You need Deborah Madison's book, Vegetarian Cooking for Everyone. It's a bit enormous to take on a trip, but worth it. It won the Julia Child prize, it is so good. Packed with excellent cakes, entrees, sides, sandwiches. Really good.
posted by Sara Anne at 9:16 AM on September 26, 2005 [1 favorite]


I won a competition with this recipe, so I'm biased, but it's very easy and much tastier than the simple ingredients suggest. You can use green lentils but whole brown or puy lentils work slightly better. Don't use split lentils.
posted by methylsalicylate at 9:30 AM on September 26, 2005 [1 favorite]


Mmm.. go Indian. But you can find hundreds of amazing recipes and ideas at VegWeb.
posted by dhammala at 9:43 AM on September 26, 2005


MeFites seemed to like the sound of this.
posted by sciurus at 10:00 AM on September 26, 2005


I second Sara Anne, however her meals are more home-cooking and not made to impress. Her other books, The Greens Cookbook which is taken from a restaurant, and Local Flavors, are a little fancier. From the latter, her green garlic risotto is to die for. If you can't find green garlic, I just use a couple cloves (8 actually) of regular garlic. They come out soft and silky, without any of their spicy sharpness.

Also, Nigella's new cookbook which is also massive, Feast, has entire meals for every occassion. She has a great middle eastern feast, and the dishes I have made form that are very easy. And of course her baking is always premium, my favorite, so pick any of her chocolate cakes and your girl will die. Also, her sugo crudo tomato pasta recipe in her Forever Summer has blown away everyone I have made it for. Surprising, since it is so simple, everyone mentions it to me days after the fact.

And I will also mention Saveur. If there's an ingredient, or a dish you are interested in having (like authentic middle eastern), look it up on their website for just the most authentic, tasty, pure goodness recipes. Saveur's recipes are a little more work but usually worth it.
posted by scazza at 10:10 AM on September 26, 2005


is she a fan of mushrooms? You can do oh so much with them, especially portabellas.
posted by hopeless romantique at 10:12 AM on September 26, 2005


Tempeh is your friend. Marinate it first in something you like, then sauté. Holds together much better than tofu.
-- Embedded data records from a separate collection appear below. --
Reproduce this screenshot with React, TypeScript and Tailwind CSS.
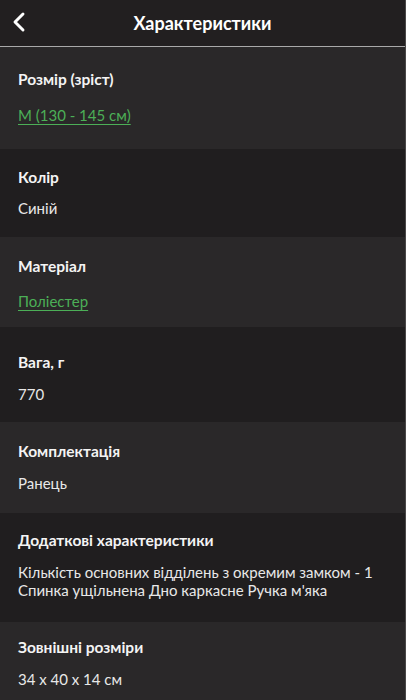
import { ChevronLeft } from 'lucide-react'

type Spec = {
    title: string
    value: string[]
    link?: boolean
    pad: string
    gap: string
}

const specs: Spec[] = [
    { title: 'Розмір (зріст)', value: ['М (130 - 145 см)'], link: true, pad: 'pt-[22px] pb-[24px]', gap: 'mt-[16px]' },
    { title: 'Колір', value: ['Синій'], pad: 'pt-[18px] pb-[19px]', gap: 'mt-[11px]' },
    { title: 'Матеріал', value: ['Поліестер'], link: true, pad: 'pt-[19px] pb-[16px]', gap: 'mt-[15px]' },
    { title: 'Вага, г', value: ['770'], pad: 'pt-[25px] pb-[18px]', gap: 'mt-[12px]' },
    { title: 'Комплектація', value: ['Ранець'], pad: 'pt-[19px] pb-[20px]', gap: 'mt-[12px]' },
    {
        title: 'Додаткові характеристики',
        value: ['Кількість основних відділень з окремим замком - 1', 'Спинка ущільнена Дно каркасне Ручка м\'яка'],
        pad: 'pt-[17px] pb-[23px]',
        gap: 'mt-[13px]',
    },
    { title: 'Зовнішні розміри', value: ['34 x 40 x 14 см'], pad: 'pt-[15px] pb-[20px]', gap: 'mt-[12px]' },
]

const SpecRow = ({ spec, index }: { spec: Spec; index: number }) => {
    const bg = index % 2 === 0 ? 'bg-[#2a2829]' : 'bg-[#201e1f]'
    return (
        <div className={`px-[18px] ${spec.pad} ${bg}`}>
            <h3 className="text-[15.5px] leading-[20px] font-bold text-[#f4f4f4]">{spec.title}</h3>
            {spec.link ? (
                <a className={`block ${spec.gap} text-[15px] leading-[20px] text-[#4caf57] underline underline-offset-[3px]`}>
                    {spec.value[0]}
                </a>
            ) : (
                <div className={spec.gap}>
                    {spec.value.map((line) => (
                        <p
                            key={line}
                            className={`text-[15px] text-[#e8e8e8] ${spec.value.length > 1 ? 'leading-[18px]' : 'leading-[20px]'}`}
                        >
                            {line}
                        </p>
                    ))}
                </div>
            )}
        </div>
    )
}

export default function App() {
    return (
        <div className="min-h-[700px] bg-[#2a2829] font-['Lato',sans-serif] border-r border-[#4a4848]">
            <header className="h-[47px] bg-[#221f20] flex items-center relative border-b border-[#a9a9a9]">
                <button className="absolute left-[3px] top-[6px] text-white">
                    <ChevronLeft className="w-8 h-8" strokeWidth={2.2} />
                </button>
                <h1 className="flex-1 text-center text-[18px] font-bold text-white">Характеристики</h1>
            </header>
            {specs.map((spec, i) => (
                <SpecRow key={spec.title} spec={spec} index={i} />
            ))}
        </div>
    )
}
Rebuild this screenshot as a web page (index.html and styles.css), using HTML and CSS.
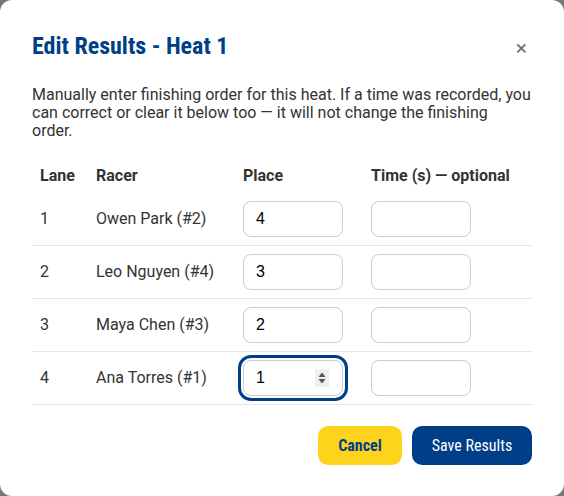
FILE: index.html
```html
<!DOCTYPE html>
<html lang="en">
<head>
<meta charset="utf-8">
<title>Edit Results - Heat 1</title>
<link rel="stylesheet" href="styles.css">
</head>
<body>
<div class="dialog">
  <div class="dialog-header">
    <h2 class="dialog-title">Edit Results - Heat 1</h2>
    <button class="close-btn" type="button" aria-label="Close">×</button>
  </div>
  <p class="dialog-desc">Manually enter finishing order for this heat. If a time was recorded, you can correct or clear it below too — it will not change the finishing order.</p>
  <table class="results">
    <colgroup>
      <col class="c-lane"><col class="c-racer"><col class="c-place"><col class="c-time">
    </colgroup>
    <thead>
      <tr><th>Lane</th><th>Racer</th><th>Place</th><th>Time (s) — optional</th></tr>
    </thead>
    <tbody>
      <tr><td>1</td><td>Owen Park (#2)</td><td><input class="field" type="number" value="4"></td><td><input class="field" type="text"></td></tr>
      <tr><td>2</td><td>Leo Nguyen (#4)</td><td><input class="field" type="number" value="3"></td><td><input class="field" type="text"></td></tr>
      <tr><td>3</td><td>Maya Chen (#3)</td><td><input class="field" type="number" value="2"></td><td><input class="field" type="text"></td></tr>
      <tr><td>4</td><td>Ana Torres (#1)</td><td><span class="field-wrap"><input class="field focused" type="number" value="1"><span class="spinner"><svg width="14" height="18" viewBox="0 0 14 18"><path d="M7 3.5 L10.5 8 H3.5 Z" fill="#555"/><path d="M7 14.5 L10.5 10 H3.5 Z" fill="#555"/></svg></span></span></td><td><input class="field" type="text"></td></tr>
    </tbody>
  </table>
  <div class="actions">
    <button class="btn btn-cancel" type="button">Cancel</button>
    <button class="btn btn-save" type="button">Save Results</button>
  </div>
</div>
</body>
</html>
```

FILE: styles.css
```css
html, body {
  margin: 0;
  padding: 0;
}
body {
  background: #777777;
  font-family: Roboto, "Liberation Sans", sans-serif;
  color: #333333;
}
.dialog {
  box-sizing: border-box;
  width: 564px;
  height: 496px;
  background: #ffffff;
  border-radius: 12px;
  padding: 32px 32px 32px 32px;
}
.dialog-header {
  display: flex;
  align-items: center;
  justify-content: space-between;
}
.dialog-title {
  margin: 0;
  font-family: "Roboto Condensed", Roboto, sans-serif;
  font-weight: 700;
  font-size: 24px;
  line-height: 29px;
  color: #003f87;
}
.close-btn {
  border: none;
  background: transparent;
  font-family: Roboto, sans-serif;
  font-size: 21px;
  line-height: 22px;
  color: #707070;
  padding: 0;
  margin-right: 5px;
  margin-top: 2px;
}
.dialog-desc {
  margin: 25px 0 19px 0;
  font-size: 16px;
  line-height: 18px;
  color: #333333;
}
.results {
  width: 500px;
  border-collapse: collapse;
  table-layout: fixed;
}
.c-lane { width: 56px; }
.c-racer { width: 147px; }
.c-place { width: 128px; }
.c-time { width: 169px; }
.results th {
  text-align: left;
  font-weight: 700;
  font-size: 16px;
  line-height: 18px;
  padding: 8px;
  color: #333333;
}
.results td {
  padding: 8px;
  font-size: 16px;
  line-height: 18px;
  color: #333333;
  border-bottom: 1px solid #e6e6e6;
  vertical-align: middle;
}
.field {
  box-sizing: border-box;
  width: 100px;
  height: 36px;
  border: 1px solid #cccccc;
  border-radius: 8px;
  padding: 0 12px;
  font-family: "Liberation Sans", Arial, sans-serif;
  font-size: 16px;
  color: #000000;
  background: #ffffff;
  display: block;
  -moz-appearance: textfield;
}
.field::-webkit-inner-spin-button,
.field::-webkit-outer-spin-button {
  -webkit-appearance: none;
  margin: 0;
}
.field-wrap {
  position: relative;
  display: block;
  width: 100px;
}
.focused {
  outline: 3px solid #003f87;
  outline-offset: 2px;
}
.spinner {
  position: absolute;
  left: 72px;
  top: 9px;
  width: 14px;
  height: 18px;
  background: #efefef;
  display: block;
}
.spinner svg {
  display: block;
}
.actions {
  display: flex;
  justify-content: flex-end;
  gap: 10px;
  margin-top: 21px;
}
.btn {
  height: 39px;
  border: none;
  border-radius: 10px;
  font-family: "Roboto Condensed", Roboto, sans-serif;
  font-size: 16px;
  padding: 0 18px;
}
.btn-cancel {
  width: 84px;
  background: #fdd31c;
  color: #003f87;
  font-weight: 700;
}
.btn-save {
  width: 120px;
  background: #003f87;
  color: #ffffff;
  font-weight: 400;
}
```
Use in stir fry, thin-sliced in sandwiches, cubed in spaghetti...anywhere you would use meat in traditional recipes.
posted by omnidrew at 10:22 AM on September 26, 2005


Here's my small collection (self-link), and only the bottom one is non-veg. On that page, I highly recommend the dhal soup, as it is eye-rollingly good and pretty easy. The turnovers are also very good, and a nice meal for fall weather.
posted by frykitty at 10:39 AM on September 26, 2005


Another amazing vegetarian cookbook: Madhur Jaffrey's World Vegetarian. Everything I have made from it has been at least very very good, and often better.
posted by 88robots at 10:41 AM on September 26, 2005


Not Middle Eastern, but this Eggplant Gratin is incredibly delicious:

1 1/2 pounds eggplant (preferably, small, elongated variety), sliced lengthwise into 1/2 inch slices (or, if large, sliced crosswise)

Olive oil for frying

Stewed tomatoes:

1 medium onion, finely chopped
1 tablespoon olive oil
1 clove garlic, finely chopped
1 pound tomatoes, peeled, seeded, cut into pieces
1/2 teaspoon sugar
Salt, small pinch cayenne

Cheese Custard:

4 ounces ricotta or other fresh white cheese
1 egg
Salt, pepper
About 1/2-cup freshly grated Parmesan
About 1/2-cup heavy cream

Pepper
Handful fresh basil leaves and flowers
About 1/2-cup freshly grated Parmesan

Cook the eggplant slices in hot olive oil until golden brown on both sides and tender at all point. Drain on paper toweling (for this quantity, the slices will probably have to be fried in three batches, additional oil being added to the pan for each).

Cook the onion in olive oil for some 15 minutes until soft and yellowed, but not colored. Add the garlic and the tomatoes, season, turn the flame high, tossing several times, until well heated, then simmer gently - for 16 minutes or so - until the tomatoes' liquid is almost completely reduced. Taste for salt.

Mash the white-cheese with a fork, mixing in the egg - first stirring, then beating. Season and stir in enough Parmesan to bring the mixture to the consistency of a thick paste, then stir in cream until a heavy but easily poured creamy consistency is achieved. Taste for salt.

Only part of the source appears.